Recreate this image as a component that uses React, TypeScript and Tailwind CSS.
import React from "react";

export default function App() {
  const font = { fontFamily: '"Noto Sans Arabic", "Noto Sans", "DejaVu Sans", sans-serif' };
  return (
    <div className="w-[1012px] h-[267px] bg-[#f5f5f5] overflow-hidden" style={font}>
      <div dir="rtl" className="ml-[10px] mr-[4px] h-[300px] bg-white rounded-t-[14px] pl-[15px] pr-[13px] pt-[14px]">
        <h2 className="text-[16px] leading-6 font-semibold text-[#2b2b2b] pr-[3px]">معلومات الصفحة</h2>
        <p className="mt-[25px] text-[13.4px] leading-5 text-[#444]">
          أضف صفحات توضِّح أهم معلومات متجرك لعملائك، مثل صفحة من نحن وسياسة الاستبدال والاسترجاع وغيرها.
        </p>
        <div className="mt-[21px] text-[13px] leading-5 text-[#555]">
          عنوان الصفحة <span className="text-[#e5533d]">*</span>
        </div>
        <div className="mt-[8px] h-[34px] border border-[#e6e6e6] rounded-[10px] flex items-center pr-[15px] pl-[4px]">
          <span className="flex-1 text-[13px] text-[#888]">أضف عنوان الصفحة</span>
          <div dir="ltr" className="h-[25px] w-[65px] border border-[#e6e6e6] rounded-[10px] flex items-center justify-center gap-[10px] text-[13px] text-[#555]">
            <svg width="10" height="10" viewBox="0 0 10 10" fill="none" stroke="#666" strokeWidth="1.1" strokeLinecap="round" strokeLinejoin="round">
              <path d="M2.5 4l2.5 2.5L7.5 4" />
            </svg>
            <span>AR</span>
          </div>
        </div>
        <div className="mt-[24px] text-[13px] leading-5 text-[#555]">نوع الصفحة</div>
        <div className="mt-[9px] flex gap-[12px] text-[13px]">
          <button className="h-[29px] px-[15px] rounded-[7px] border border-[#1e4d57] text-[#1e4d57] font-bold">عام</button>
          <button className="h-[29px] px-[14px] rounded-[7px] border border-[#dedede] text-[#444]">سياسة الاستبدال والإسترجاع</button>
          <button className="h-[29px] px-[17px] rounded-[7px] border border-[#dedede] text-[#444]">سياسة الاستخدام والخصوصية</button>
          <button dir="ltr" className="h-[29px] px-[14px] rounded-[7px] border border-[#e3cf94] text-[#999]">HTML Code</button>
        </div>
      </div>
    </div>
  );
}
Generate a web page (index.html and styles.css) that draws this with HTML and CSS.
------------------------------------------------------------------------
Your answer should be exactly the lines of the data above, from the first through the line containing "import React from".

## Finished exercise
Recreate this image as a component that uses React, TypeScript and Tailwind CSS.
import React from "react";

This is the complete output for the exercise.